## [Given problem]
Without the pictures, return each record as it appears.

## [Entries supplied]
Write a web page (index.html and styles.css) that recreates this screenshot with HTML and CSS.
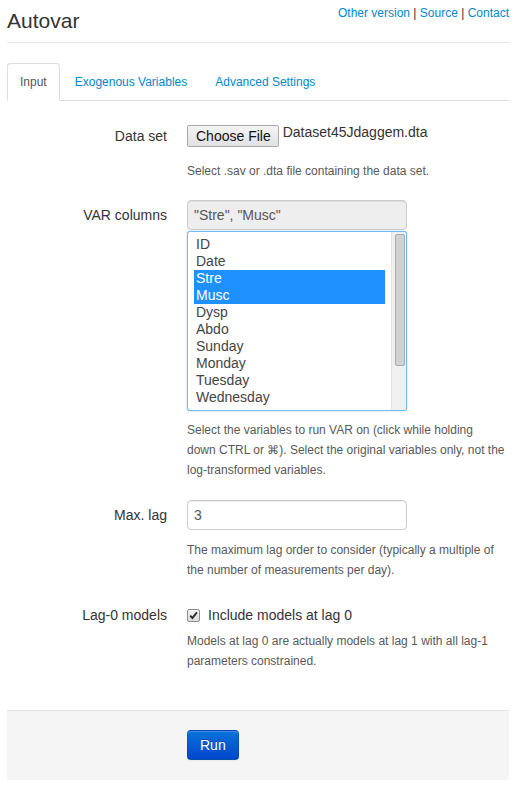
FILE: index.html
```html
<!DOCTYPE html>
<html lang="en">
<head>
<meta charset="utf-8">
<title>Autovar</title>
<link rel="stylesheet" href="styles.css">
</head>
<body>
<div class="page">
  <header class="top">
    <h1 class="title">Autovar</h1>
    <nav class="links"><a href="#">Other version</a> | <a href="#">Source</a> | <a href="#">Contact</a></nav>
  </header>

  <ul class="tabs">
    <li class="active"><a href="#">Input</a></li>
    <li><a href="#">Exogenous Variables</a></li>
    <li><a href="#">Advanced Settings</a></li>
  </ul>

  <form class="form">
    <div class="group group-file">
      <label class="label">Data set</label>
      <div class="controls">
        <div class="file">
          <button type="button" class="file-btn">Choose File</button>
          <span class="file-name">Dataset45Jdaggem.dta</span>
        </div>
        <p class="help">Select .sav or .dta file containing the data set.</p>
      </div>
    </div>

    <div class="group">
      <label class="label">VAR columns</label>
      <div class="controls">
        <div class="input readonly">"Stre", "Musc"</div>
        <div class="select">
          <div class="list">
            <div class="opts">
              <div class="opt">ID</div>
              <div class="opt">Date</div>
              <div class="opt sel">Stre</div>
              <div class="opt sel">Musc</div>
              <div class="opt">Dysp</div>
              <div class="opt">Abdo</div>
              <div class="opt">Sunday</div>
              <div class="opt">Monday</div>
              <div class="opt">Tuesday</div>
              <div class="opt">Wednesday</div>
            </div>
          </div>
          <div class="track"><div class="thumb"></div></div>
        </div>
        <p class="help help-select">Select the variables to run VAR on (click while holding down&nbsp;CTRL or &#8984;). Select the original variables only, not the log-transformed variables.</p>
      </div>
    </div>

    <div class="group">
      <label class="label">Max. lag</label>
      <div class="controls">
        <div class="input">3</div>
        <p class="help">The maximum lag order to consider (typically a multiple of the number of measurements per day).</p>
      </div>
    </div>

    <div class="group group-last">
      <label class="label">Lag-0 models</label>
      <div class="controls">
        <label class="checkbox">
          <span class="check"><svg width="9" height="9" viewBox="0 0 9 9"><path d="M1.2 4.6 L3.4 7 L7.9 1.4" fill="none" stroke="#2b2b2b" stroke-width="1.9"/></svg></span>
          <span>Include models at lag 0</span>
        </label>
        <p class="help help-check">Models at lag 0 are actually models at lag 1 with all lag-1 parameters constrained.</p>
      </div>
    </div>

    <div class="actions">
      <button type="button" class="btn-run">Run</button>
    </div>
  </form>
</div>
</body>
</html>
```
FILE: styles.css
```css
* { box-sizing: border-box; }

body {
  margin: 0;
  font-family: "Liberation Sans", Arial, sans-serif;
  font-size: 14px;
  line-height: 20px;
  color: #333;
  background: #fff;
}

.page {
  padding: 0 8px 0 7px;
}

.top {
  display: flex;
  justify-content: space-between;
  align-items: flex-start;
  height: 43px;
  border-bottom: 1px solid #e5e5e5;
}

.title {
  margin: 9px 0 0;
  font-size: 21px;
  line-height: 24px;
  font-weight: normal;
  color: #333;
}

.links {
  margin-top: 3px;
  font-size: 12px;
  line-height: 20px;
  color: #333;
}

.links a {
  color: #0088cc;
  text-decoration: none;
}

.tabs {
  list-style: none;
  margin: 20px 0;
  padding: 0;
  display: flex;
  border-bottom: 1px solid #ddd;
}

.tabs li {
  margin: 0 2px -1px 0;
}

.tabs a {
  display: block;
  padding: 8px 12px;
  font-size: 12px;
  line-height: 20px;
  color: #0088cc;
  text-decoration: none;
  border: 1px solid transparent;
  border-radius: 4px 4px 0 0;
}

.tabs .active a {
  color: #555;
  background: #fff;
  border-color: #ddd #ddd transparent;
}

.form {
  margin: 0;
}

.group {
  display: grid;
  grid-template-columns: 160px 1fr;
  column-gap: 20px;
  margin-bottom: 20px;
}

.group-file {
  margin-bottom: 19px;
}

.label {
  text-align: right;
  padding-top: 5px;
  color: #333;
}

.controls {
  min-width: 0;
}

.help {
  margin: 10px 0 0;
  font-size: 12px;
  line-height: 20px;
  color: #595959;
}

.help-select {
  margin-top: 9px;
}

.help-check {
  margin-top: 6px;
}

.file {
  display: flex;
  align-items: flex-start;
  height: 30px;
}

.file-btn {
  margin-top: 4px;
  height: 22px;
  padding: 0 7px 0 8px;
  font-family: "Liberation Sans", Arial, sans-serif;
  font-size: 14px;
  line-height: 20px;
  color: #111;
  background: linear-gradient(#f4f4f4, #e1e1e1);
  border: 1px solid #a9a9a9;
  border-radius: 2px;
}

.file-name {
  margin: 1px 0 0 4px;
  color: #333;
}

.input {
  width: 220px;
  height: 30px;
  padding: 4px 6px;
  border: 1px solid #ccc;
  border-radius: 4px;
  color: #555;
  background: #fff;
  box-shadow: inset 0 1px 1px rgba(0, 0, 0, 0.075);
}

.readonly {
  background: #eee;
}

.select {
  display: flex;
  width: 220px;
  height: 180px;
  margin-top: 1px;
  border: 1px solid rgba(82, 168, 236, 0.8);
  border-radius: 3px;
  background: #fff;
  box-shadow: 0 0 2px rgba(82, 168, 236, 0.5);
  overflow: hidden;
}

.list {
  flex: 1;
  padding: 4px 6px;
}

.opts {
  height: 170px;
  overflow: hidden;
}

.opt {
  padding: 0 2px;
  font-size: 14px;
  line-height: 17px;
  color: #444;
}

.opt.sel {
  background: #1e90ff;
  color: #fff;
}

.track {
  width: 15px;
  padding: 2px 1px 0 3px;
  background: #f0f0f0;
  border-left: 1px solid #e4e4e4;
}

.thumb {
  height: 132px;
  background: #d2d2d2;
  border: 1px solid #acacac;
  border-radius: 2px;
}

.checkbox {
  display: flex;
  align-items: center;
  gap: 8px;
  padding-top: 5px;
  line-height: 20px;
  color: #333;
}

.check {
  display: flex;
  align-items: center;
  justify-content: center;
  width: 13px;
  height: 13px;
  margin-left: 0;
  border: 1px solid #8f8f8f;
  border-radius: 2px;
  background: linear-gradient(#f2f2f2, #dcdcdc);
}

.group-last {
  margin-bottom: 39px;
}

.actions {
  padding: 19px 20px 20px 180px;
  background: #f5f5f5;
  border-top: 1px solid #e5e5e5;
}

.btn-run {
  display: block;
  padding: 4px 12px;
  font-family: "Liberation Sans", Arial, sans-serif;
  font-size: 14px;
  line-height: 20px;
  color: #fff;
  text-shadow: 0 -1px 0 rgba(0, 0, 0, 0.25);
  background: linear-gradient(#0a72da, #0046cc);
  border: 1px solid #0040b0;
  border-color: rgba(0, 0, 0, 0.1) rgba(0, 0, 0, 0.1) rgba(0, 0, 0, 0.25);
  border-radius: 4px;
  box-shadow: inset 0 1px 0 rgba(255, 255, 255, 0.2), 0 1px 2px rgba(0, 0, 0, 0.05);
}
```
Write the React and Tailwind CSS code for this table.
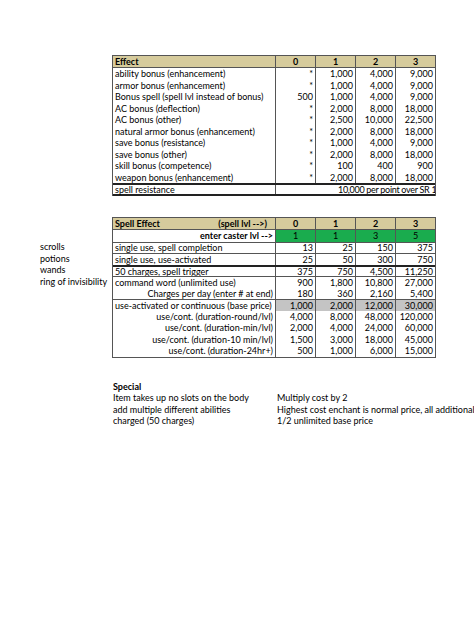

## [Result for this exercise]
Write a web page (index.html and styles.css) that recreates this screenshot with HTML and CSS.
FILE: index.html
```html
<!DOCTYPE html>
<html lang="en">
<head>
<meta charset="utf-8">
<title>Autovar</title>
<link rel="stylesheet" href="styles.css">
</head>
<body>
<div class="page">
  <header class="top">
    <h1 class="title">Autovar</h1>
    <nav class="links"><a href="#">Other version</a> | <a href="#">Source</a> | <a href="#">Contact</a></nav>
  </header>

  <ul class="tabs">
    <li class="active"><a href="#">Input</a></li>
    <li><a href="#">Exogenous Variables</a></li>
    <li><a href="#">Advanced Settings</a></li>
  </ul>

  <form class="form">
    <div class="group group-file">
      <label class="label">Data set</label>
      <div class="controls">
        <div class="file">
          <button type="button" class="file-btn">Choose File</button>
          <span class="file-name">Dataset45Jdaggem.dta</span>
        </div>
        <p class="help">Select .sav or .dta file containing the data set.</p>
      </div>
    </div>

    <div class="group">
      <label class="label">VAR columns</label>
      <div class="controls">
        <div class="input readonly">"Stre", "Musc"</div>
        <div class="select">
          <div class="list">
            <div class="opts">
              <div class="opt">ID</div>
              <div class="opt">Date</div>
              <div class="opt sel">Stre</div>
              <div class="opt sel">Musc</div>
              <div class="opt">Dysp</div>
              <div class="opt">Abdo</div>
              <div class="opt">Sunday</div>
              <div class="opt">Monday</div>
              <div class="opt">Tuesday</div>
              <div class="opt">Wednesday</div>
            </div>
          </div>
          <div class="track"><div class="thumb"></div></div>
        </div>
        <p class="help help-select">Select the variables to run VAR on (click while holding down&nbsp;CTRL or &#8984;). Select the original variables only, not the log-transformed variables.</p>
      </div>
    </div>

    <div class="group">
      <label class="label">Max. lag</label>
      <div class="controls">
        <div class="input">3</div>
        <p class="help">The maximum lag order to consider (typically a multiple of the number of measurements per day).</p>
      </div>
    </div>

    <div class="group group-last">
      <label class="label">Lag-0 models</label>
      <div class="controls">
        <label class="checkbox">
          <span class="check"><svg width="9" height="9" viewBox="0 0 9 9"><path d="M1.2 4.6 L3.4 7 L7.9 1.4" fill="none" stroke="#2b2b2b" stroke-width="1.9"/></svg></span>
          <span>Include models at lag 0</span>
        </label>
        <p class="help help-check">Models at lag 0 are actually models at lag 1 with all lag-1 parameters constrained.</p>
      </div>
    </div>

    <div class="actions">
      <button type="button" class="btn-run">Run</button>
    </div>
  </form>
</div>
</body>
</html>
```
FILE: styles.css
```css
* { box-sizing: border-box; }

body {
  margin: 0;
  font-family: "Liberation Sans", Arial, sans-serif;
  font-size: 14px;
  line-height: 20px;
  color: #333;
  background: #fff;
}

.page {
  padding: 0 8px 0 7px;
}

.top {
  display: flex;
  justify-content: space-between;
  align-items: flex-start;
  height: 43px;
  border-bottom: 1px solid #e5e5e5;
}

.title {
  margin: 9px 0 0;
  font-size: 21px;
  line-height: 24px;
  font-weight: normal;
  color: #333;
}

.links {
  margin-top: 3px;
  font-size: 12px;
  line-height: 20px;
  color: #333;
}

.links a {
  color: #0088cc;
  text-decoration: none;
}

.tabs {
  list-style: none;
  margin: 20px 0;
  padding: 0;
  display: flex;
  border-bottom: 1px solid #ddd;
}

.tabs li {
  margin: 0 2px -1px 0;
}

.tabs a {
  display: block;
  padding: 8px 12px;
  font-size: 12px;
  line-height: 20px;
  color: #0088cc;
  text-decoration: none;
  border: 1px solid transparent;
  border-radius: 4px 4px 0 0;
}

.tabs .active a {
  color: #555;
  background: #fff;
  border-color: #ddd #ddd transparent;
}

.form {
  margin: 0;
}

.group {
  display: grid;
  grid-template-columns: 160px 1fr;
  column-gap: 20px;
  margin-bottom: 20px;
}

.group-file {
  margin-bottom: 19px;
}

.label {
  text-align: right;
  padding-top: 5px;
  color: #333;
}

.controls {
  min-width: 0;
}

.help {
  margin: 10px 0 0;
  font-size: 12px;
  line-height: 20px;
  color: #595959;
}

.help-select {
  margin-top: 9px;
}

.help-check {
  margin-top: 6px;
}

.file {
  display: flex;
  align-items: flex-start;
  height: 30px;
}

.file-btn {
  margin-top: 4px;
  height: 22px;
  padding: 0 7px 0 8px;
  font-family: "Liberation Sans", Arial, sans-serif;
  font-size: 14px;
  line-height: 20px;
  color: #111;
  background: linear-gradient(#f4f4f4, #e1e1e1);
  border: 1px solid #a9a9a9;
  border-radius: 2px;
}

.file-name {
  margin: 1px 0 0 4px;
  color: #333;
}

.input {
  width: 220px;
  height: 30px;
  padding: 4px 6px;
  border: 1px solid #ccc;
  border-radius: 4px;
  color: #555;
  background: #fff;
  box-shadow: inset 0 1px 1px rgba(0, 0, 0, 0.075);
}

.readonly {
  background: #eee;
}

.select {
  display: flex;
  width: 220px;
  height: 180px;
  margin-top: 1px;
  border: 1px solid rgba(82, 168, 236, 0.8);
  border-radius: 3px;
  background: #fff;
  box-shadow: 0 0 2px rgba(82, 168, 236, 0.5);
  overflow: hidden;
}

.list {
  flex: 1;
  padding: 4px 6px;
}

.opts {
  height: 170px;
  overflow: hidden;
}

.opt {
  padding: 0 2px;
  font-size: 14px;
  line-height: 17px;
  color: #444;
}

.opt.sel {
  background: #1e90ff;
  color: #fff;
}

.track {
  width: 15px;
  padding: 2px 1px 0 3px;
  background: #f0f0f0;
  border-left: 1px solid #e4e4e4;
}

.thumb {
  height: 132px;
  background: #d2d2d2;
  border: 1px solid #acacac;
  border-radius: 2px;
}

.checkbox {
  display: flex;
  align-items: center;
  gap: 8px;
  padding-top: 5px;
  line-height: 20px;
  color: #333;
}

.check {
  display: flex;
  align-items: center;
  justify-content: center;
  width: 13px;
  height: 13px;
  margin-left: 0;
  border: 1px solid #8f8f8f;
  border-radius: 2px;
  background: linear-gradient(#f2f2f2, #dcdcdc);
}

.group-last {
  margin-bottom: 39px;
}

.actions {
  padding: 19px 20px 20px 180px;
  background: #f5f5f5;
  border-top: 1px solid #e5e5e5;
}

.btn-run {
  display: block;
  padding: 4px 12px;
  font-family: "Liberation Sans", Arial, sans-serif;
  font-size: 14px;
  line-height: 20px;
  color: #fff;
  text-shadow: 0 -1px 0 rgba(0, 0, 0, 0.25);
  background: linear-gradient(#0a72da, #0046cc);
  border: 1px solid #0040b0;
  border-color: rgba(0, 0, 0, 0.1) rgba(0, 0, 0, 0.1) rgba(0, 0, 0, 0.25);
  border-radius: 4px;
  box-shadow: inset 0 1px 0 rgba(255, 255, 255, 0.2), 0 1px 2px rgba(0, 0, 0, 0.05);
}
```
Write the React and Tailwind CSS code for this table.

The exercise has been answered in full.